> [Records to process]:
■ ■ ■ ■ ■

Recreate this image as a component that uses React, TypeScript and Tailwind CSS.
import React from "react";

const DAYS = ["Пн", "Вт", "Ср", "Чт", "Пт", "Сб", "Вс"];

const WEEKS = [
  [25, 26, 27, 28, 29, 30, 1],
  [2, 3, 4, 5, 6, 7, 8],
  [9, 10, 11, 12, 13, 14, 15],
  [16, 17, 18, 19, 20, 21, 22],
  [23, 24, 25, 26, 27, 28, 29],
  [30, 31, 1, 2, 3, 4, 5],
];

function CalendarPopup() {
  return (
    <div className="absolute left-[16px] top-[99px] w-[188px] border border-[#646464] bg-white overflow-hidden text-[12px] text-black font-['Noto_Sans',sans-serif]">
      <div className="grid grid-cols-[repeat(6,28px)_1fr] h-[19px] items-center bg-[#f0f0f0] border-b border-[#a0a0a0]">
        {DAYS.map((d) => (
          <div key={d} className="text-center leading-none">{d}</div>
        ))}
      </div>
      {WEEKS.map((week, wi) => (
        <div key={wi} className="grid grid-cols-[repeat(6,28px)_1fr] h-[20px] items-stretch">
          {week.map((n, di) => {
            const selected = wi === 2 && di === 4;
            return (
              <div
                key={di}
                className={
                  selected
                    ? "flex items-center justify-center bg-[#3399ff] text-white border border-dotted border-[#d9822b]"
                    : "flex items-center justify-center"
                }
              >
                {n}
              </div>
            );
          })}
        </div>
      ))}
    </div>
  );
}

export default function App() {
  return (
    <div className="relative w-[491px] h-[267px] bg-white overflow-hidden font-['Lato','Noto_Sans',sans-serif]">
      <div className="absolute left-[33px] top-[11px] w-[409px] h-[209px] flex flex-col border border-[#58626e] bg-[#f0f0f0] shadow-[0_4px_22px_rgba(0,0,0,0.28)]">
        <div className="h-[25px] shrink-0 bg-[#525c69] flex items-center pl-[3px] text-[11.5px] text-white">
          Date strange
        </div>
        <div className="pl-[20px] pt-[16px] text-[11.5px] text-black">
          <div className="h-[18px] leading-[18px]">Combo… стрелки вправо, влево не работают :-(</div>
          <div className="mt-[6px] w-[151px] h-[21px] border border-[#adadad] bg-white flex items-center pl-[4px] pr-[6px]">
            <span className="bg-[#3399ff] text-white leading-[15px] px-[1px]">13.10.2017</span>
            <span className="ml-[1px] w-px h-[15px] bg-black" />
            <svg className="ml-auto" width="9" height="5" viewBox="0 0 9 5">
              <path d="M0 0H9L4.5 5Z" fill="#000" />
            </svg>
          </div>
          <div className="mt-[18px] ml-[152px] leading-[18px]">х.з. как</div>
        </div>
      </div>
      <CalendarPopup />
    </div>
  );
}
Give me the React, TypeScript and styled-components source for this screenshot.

■ ■ ■ ■ ■

> [Aim of the exercise]: Each line of the material above must be retyped precisely.

> [Solution for this problem]:
Recreate this image as a component that uses React, TypeScript and Tailwind CSS.
import React from "react";

const DAYS = ["Пн", "Вт", "Ср", "Чт", "Пт", "Сб", "Вс"];

const WEEKS = [
  [25, 26, 27, 28, 29, 30, 1],
  [2, 3, 4, 5, 6, 7, 8],
  [9, 10, 11, 12, 13, 14, 15],
  [16, 17, 18, 19, 20, 21, 22],
  [23, 24, 25, 26, 27, 28, 29],
  [30, 31, 1, 2, 3, 4, 5],
];

function CalendarPopup() {
  return (
    <div className="absolute left-[16px] top-[99px] w-[188px] border border-[#646464] bg-white overflow-hidden text-[12px] text-black font-['Noto_Sans',sans-serif]">
      <div className="grid grid-cols-[repeat(6,28px)_1fr] h-[19px] items-center bg-[#f0f0f0] border-b border-[#a0a0a0]">
        {DAYS.map((d) => (
          <div key={d} className="text-center leading-none">{d}</div>
        ))}
      </div>
      {WEEKS.map((week, wi) => (
        <div key={wi} className="grid grid-cols-[repeat(6,28px)_1fr] h-[20px] items-stretch">
          {week.map((n, di) => {
            const selected = wi === 2 && di === 4;
            return (
              <div
                key={di}
                className={
                  selected
                    ? "flex items-center justify-center bg-[#3399ff] text-white border border-dotted border-[#d9822b]"
                    : "flex items-center justify-center"
                }
              >
                {n}
              </div>
            );
          })}
        </div>
      ))}
    </div>
  );
}

export default function App() {
  return (
    <div className="relative w-[491px] h-[267px] bg-white overflow-hidden font-['Lato','Noto_Sans',sans-serif]">
      <div className="absolute left-[33px] top-[11px] w-[409px] h-[209px] flex flex-col border border-[#58626e] bg-[#f0f0f0] shadow-[0_4px_22px_rgba(0,0,0,0.28)]">
        <div className="h-[25px] shrink-0 bg-[#525c69] flex items-center pl-[3px] text-[11.5px] text-white">
          Date strange
        </div>
        <div className="pl-[20px] pt-[16px] text-[11.5px] text-black">
          <div className="h-[18px] leading-[18px]">Combo… стрелки вправо, влево не работают :-(</div>
          <div className="mt-[6px] w-[151px] h-[21px] border border-[#adadad] bg-white flex items-center pl-[4px] pr-[6px]">
            <span className="bg-[#3399ff] text-white leading-[15px] px-[1px]">13.10.2017</span>
            <span className="ml-[1px] w-px h-[15px] bg-black" />
            <svg className="ml-auto" width="9" height="5" viewBox="0 0 9 5">
              <path d="M0 0H9L4.5 5Z" fill="#000" />
            </svg>
          </div>
          <div className="mt-[18px] ml-[152px] leading-[18px]">х.з. как</div>
        </div>
      </div>
      <CalendarPopup />
    </div>
  );
}
Give me the React, TypeScript and styled-components source for this screenshot.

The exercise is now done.